Well, more accurately we had called the hosting providers and told them to fix it.
They gave no solid reason or explanation as to why the server had died, but within in an hour things were normal enough.
Or so we thought…
In fact, things in the background weren’t looking so great. The hosting provision is rather off-hand. Off the “here’s a box, now off you go lads!” variety. It came with just an OS and an SSH connection. Nothing, and I mean nothing was installed. No fancy control panels here. No web server even. Or ftp. You were expected to do it yourself. Right down to compiling code.
So really, when they brought the database back up I should have known better. They ran no checks. They simply loaded the service and closed the ticket.

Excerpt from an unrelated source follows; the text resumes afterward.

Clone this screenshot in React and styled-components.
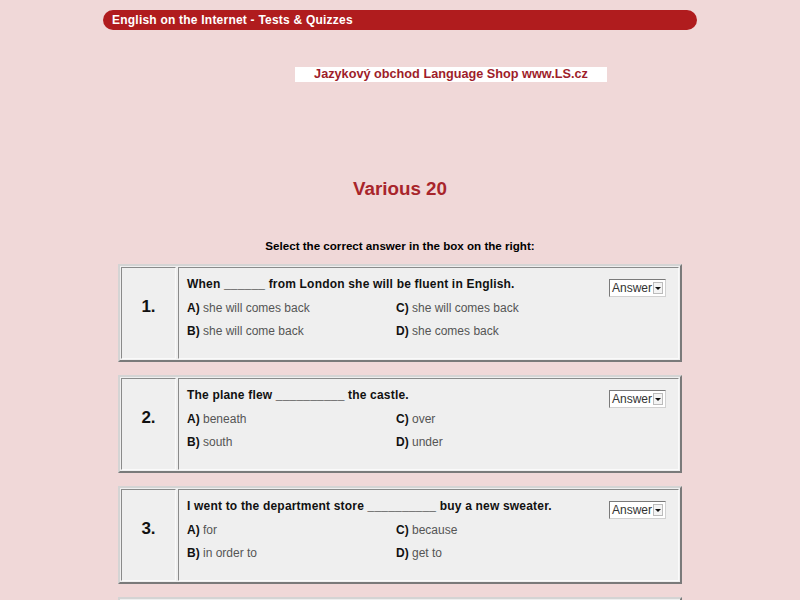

Unfortunately a few days later we started getting support calls from the users:
We can’t see our categories or tags.
Publishing in advance never works.
And then more alarmingly:
One of the blogs has disappeared!
The latter was a worry. It was one of the most important blogs on this MU install. It needed to be restored.
What I found was alarming – any attempt to look at wp_x_options for that blog in the admin panel caused an error. PHP was throwing up errors everywhere. But when I queried the table it looked fine.
In the end it was connecting with mySQL Administrator, a wonderful tool, and trying to do a backup before starting anything technical that revealed the true extent of the troubles. And there it was – it couldn’t backup one table because it was completely corrupt. Do a repair on it and ‘Hey presto!’ fixed.
But that wasn’t the end of it. The other problems still existed. I thought that this rebuild would have been fine, but no. The Administrator app didn’t find anything obvious, and when I looked in the taxonomy tables to see what was wrong all seemed fine – if you did a select on just one table.
But if you ran a join, things fell apart and you received zero rows. This time I decided to run an extended check on the whole database and found that of the 116 tables, five had indexes with link problems. Now, if you don’t know, an index in a database is essentially a linked list – this is a fast way of allowing data to be added without having to shuffle things around too much. Break a link and that index falls apart – especially on joins that need to find everything on a table.
So a repair against all affected tables and we were done.
If you get this kind of weird behaviour, especially after a crash, it can be well worth looking through the tables for problems like this. Do make sure you know what you’re doing, however – mySQL Administrator is a powerful, quick and dangerous tool!